Neppure che le persecuzioni dei cristiani sarebbero state una notizia di cronaca. «Coincidenze che colpiscono. Spero, però, che il film aiuti a riflettere sui valori e sulla vita soprattutto nell' America di oggi in cui è emersa l' arroganza di persone come quelle raccontate in Wolf of Wall Street . Che oggi hanno preso il controllo». Sì, non aveva previsto nulla. «Ma, soprattutto - sottolinea con amarezza - non mi aspettavo che un momento così sarebbe mai arrivato».
Quello che non è cambiato, dice, è l' attrazione verso la spiritualità. «È stata una costante della mia vita, fin da quando ero bambino. Temi e idee che mi hanno accompagnato, con toni diversi, nel corso del tempo e dei film, da Mean Streets, Taxi driver, Toro scatenato».
Cresciuto a Little Italy, il regista pensò anche che da grande avrebbe fatto il missionario.
Per questo la storia narrata da Endo gli è suonata familiare.
«Ho 74 anni, la mia vita è cambiata e il libro mi è cresciuto dentro». A cominciare dal titolo. «Il silenzio fa rumore, è uno stato mentale, non bisogna combatterlo ma provare a scivolarci dentro».
Lo ha chiesto anche ai suoi attori. In passato sono stati fatti tanti nomi, da Daniel Day-Lewis a Gael Garcia Bernal.

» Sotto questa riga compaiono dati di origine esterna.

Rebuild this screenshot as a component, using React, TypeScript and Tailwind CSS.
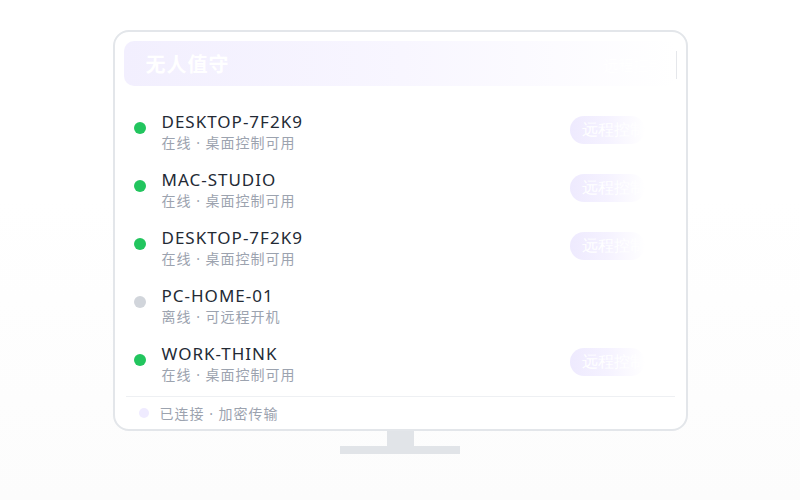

silence adam driver e la perdita di peso
Trovare quelli giusti non è stato facile. «Alcuni sono invecchiati, altri erano troppo lontani dalla storia e hanno preferito non farlo». L' adesione di Garfield è stata totale: ha perso chili, tanti, come Driver e Neeson. E ha fatto gli esercizi spirituali di Sant' Ignazio di Loyola. «Ha dimostrato una profondità in cui ho potuto scavare».
E mentre a Hollywood si scommette sulle candidature agli Oscar (si fa anche il nome dello straordinario attore Issei Ogata che interpreta l' inquisitore giapponese), Scorsese si appresta a ritrovare sul set il vecchio amico, Robert De Niro. «Gireremo Irishman in primavera. Ora, però, ho bisogno di riposo». E silenzio.